La columna del lector

De Séneca para Asturias

Algo debe de haber de cierto en esa teoría del pensamiento precristiano que preconiza el conocimiento como medio casi único para llegar a vislumbrar la virtud. Si bien es cierto que el cómo liberarse de las pasiones y los deseos que perturban a diario nuestra existencia, y alcanzar ese dominio eficaz del alma sobre el cuerpo, va mucho más allá del saber. Operan tantas y tal complejidad de interrelaciones humanas que la honestidad a menudo viene revestida por la ciencia retórica y la coacción legal. Podría decirse que la virtud es un concepto filosófico que tiene su origen en el conocimiento, atraviesa la barrera de las emociones y se hace depositaria temporal y circunstancial, nunca permanente y sin matices, en el propósito de las personas.

"El primer arte que deben aprender los que aspiren al poder es el de ser capaces de soportar el odio". Cuando Séneca pronuncia esta sentencia, se puede suponer, hace referencia tanto al sentimiento que sale de las vísceras propias como al proveniente de las ajenas. Con esta frase el pensador da por sentado que toda influencia social ha de pagar el precio del odio y estar intelectualmente instruido para soportarlo. Tal vez esto explique por qué cualquier poder político cuelga sobre su adversario, y de forma recurrente, el estigma del odio ideológico, sin advertir que el pecado tiene billete de ida y vuelta. De lo dicho por Séneca y su filosofía se colige que el concepto de poder viene definido por la ausencia de virtud y la escasez de conocimiento.
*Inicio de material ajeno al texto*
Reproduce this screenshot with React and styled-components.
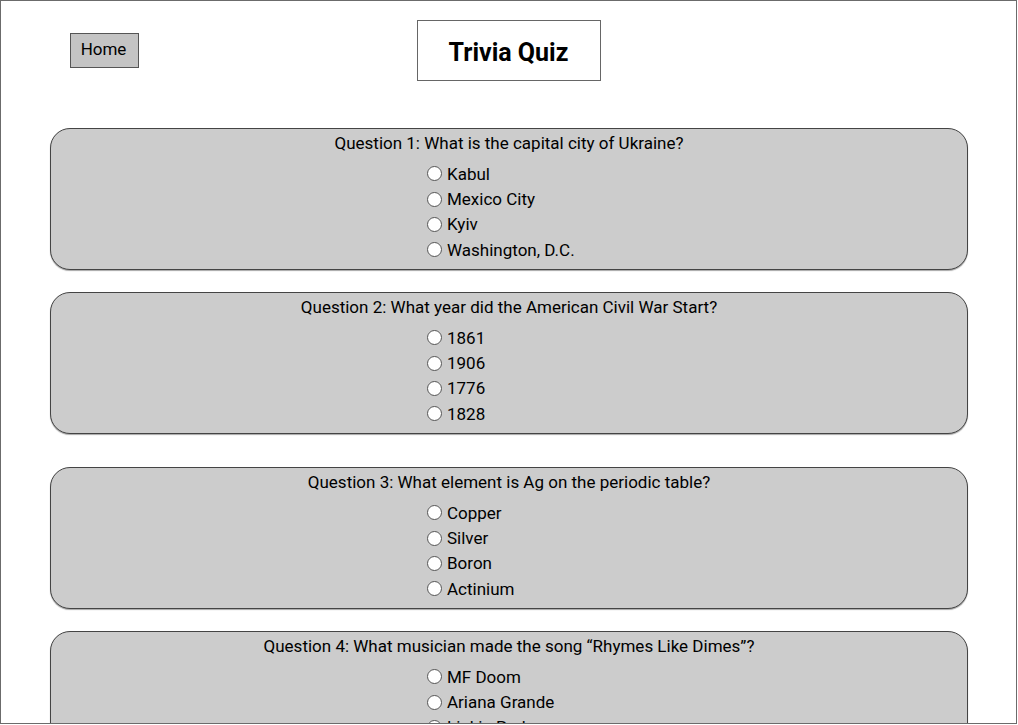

Como toda verdad universal, la relación poder-odio puede ser demostrada sin tener que recurrir a ejemplos foráneos. Aquí, en esta región dejada de la mano de Dios y abandonada a su suerte por la falta de omnisciencia política, todos los poderes electos sufren de enconamiento visceral; incluso alguno está sumido en el odio endógeno, que ya es el colmo del encone. El último en sumarse al acoso y derribo del árbol caído es precisamente el pilar principal que sirvió de sostén al líder del poder ejecutivo. Ahora, el Presidente ya no tiene quien le escriba. Es la crónica de una muerte anunciada. El desamor en los tiempos de la cólera. Mientras, Macondo agoniza de soledad e inacción.